The same goes if I set use_default_speaker=True. The only way I can get the code to run is if I explicitly set use_default_speaker=False, but this way the audio is spoken to the computer's speakers, which is annoying and time consuming when generating multiple samples.

I also tried experimenting with the stream keyword, but I can't figure out what to set it to.

I don't want to write the data to a wav file using the filename kw.

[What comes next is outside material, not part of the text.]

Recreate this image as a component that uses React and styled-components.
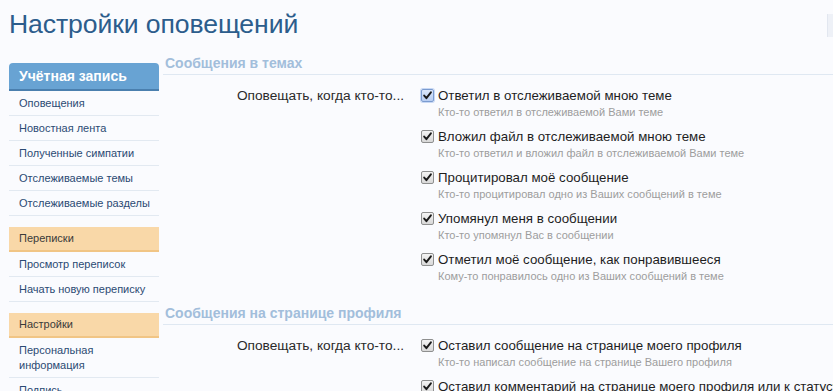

Does anyone know how I can turn off the behaviour of playing back the audio?

jutta
  • 21
  • 5

2 Answers2

1

I found out by trial and error using different options from the Azure documentation, though they weren't particularly helpful. It turns out you can use PullAudioOutputStream() as your audio config:

import azure.cognitiveservices.speech as speechsdk
import os

speech_config = speechsdk.SpeechConfig(
    subscription=os.environ.get('SPEECH_KEY'),
    region=os.environ.get('SPEECH_REGION')
    )
audio_config = speechsdk.audio.PullAudioOutputStream() # Change here

speech_synthesiser = speechsdk.SpeechSynthesizer(
            speech_config=speech_config, audio_config=audio_config
        )

xml_str = """<speak xmlns="http://www.w3.org/2001/10/synthesis" xmlns:mstts="http://www.w3.org/2001/mstts" version="1.0" xml:lang="sv-SE"><voice name="sv-SE-SofieNeural">Hej</voice></speak>"""
speech_synthesis_result = speech_synthesiser.speak_ssml(xml_str)
bytearray = speech_synthesis_result.audio_data[44:] # removing the riff header 

A heads up: you may want to remove the RIFF header if you want to stitch together multiple audio bytearrays without introducing click noises.

jutta
  • 21
  • 5
0

I tried in my environment and got the below results:

Initially, I received the same error as yours for the code below:-

import  azure.cognitiveservices.speech  as  speechsdk

import  os

  

speech_key  =  "<Your_key>"

speech_region  =  "<Your_region>"

speech_config  =  speechsdk.SpeechConfig(subscription=speech_key, region=speech_region)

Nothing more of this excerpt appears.